Man Drives South, Chasing a Memory He Can Never Outrun

When Roy Orbison released “Southbound Jericho Parkway” in 1969, it arrived not as a chart-topping spectacle but as a quiet, contemplative statement nestled within the album The Big O. The record itself marked a subtle turning point in Orbison’s late-1960s output, reflecting an artist navigating shifting musical tides while remaining fiercely loyal to his own operatic sensibilities. Though the single did not achieve the towering commercial heights of his early 1960s classics, its placement on the album signaled something far more intimate: a retreat into narrative, into character, into the lonely interior landscapes where Orbison’s voice had always felt most at home.

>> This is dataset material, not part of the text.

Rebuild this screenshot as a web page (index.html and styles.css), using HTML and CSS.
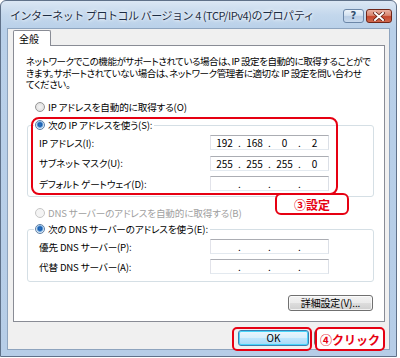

By 1969, the British Invasion had long redrawn the pop map. Rock was louder, more political, more psychedelic. Yet Orbison, ever the solitary romantic in black, chose a different road. “Southbound Jericho Parkway” is not merely a song about travel; it is a meditation on displacement. The title itself evokes movement, geography, and inevitability. A man driving south. A direction that suggests descent, heat, reckoning.

The narrative unfolds with cinematic restraint. Orbison does not rage. He does not accuse. Instead, he inhabits the quiet devastation of a father separated from his child, tracing the emotional distance mile by mile. The parkway becomes both literal highway and metaphoric exile. Few singers could render such restrained anguish without slipping into melodrama. Orbison, with that cathedral-like tenor rising from a whisper to a cry, makes the pain feel dignified. Controlled. Almost holy.

Musically, the track resists the bombast that defined much of his earlier Monument recordings. The orchestration is measured, allowing space for phrasing and breath. The arrangement swells but never overwhelms. It mirrors the song’s emotional architecture: longing contained within composure. There are no operatic crescendos of romantic ecstasy here, only the steady hum of resignation.

What makes “Southbound Jericho Parkway” endure is not spectacle but empathy. Orbison’s gift was always his ability to universalize solitude. He sang as if heartbreak were a private confession overheard by millions. In this song, that gift is distilled to its essence. The protagonist does not seek revenge or redemption. He simply drives. And in that motion lies the tragedy.

For an artist so often associated with grand, sweeping balladry, this song reveals another facet of Roy Orbison: the chronicler of quiet departures. The man who understood that sometimes the most devastating journeys are not the ones we choose, but the ones we must endure.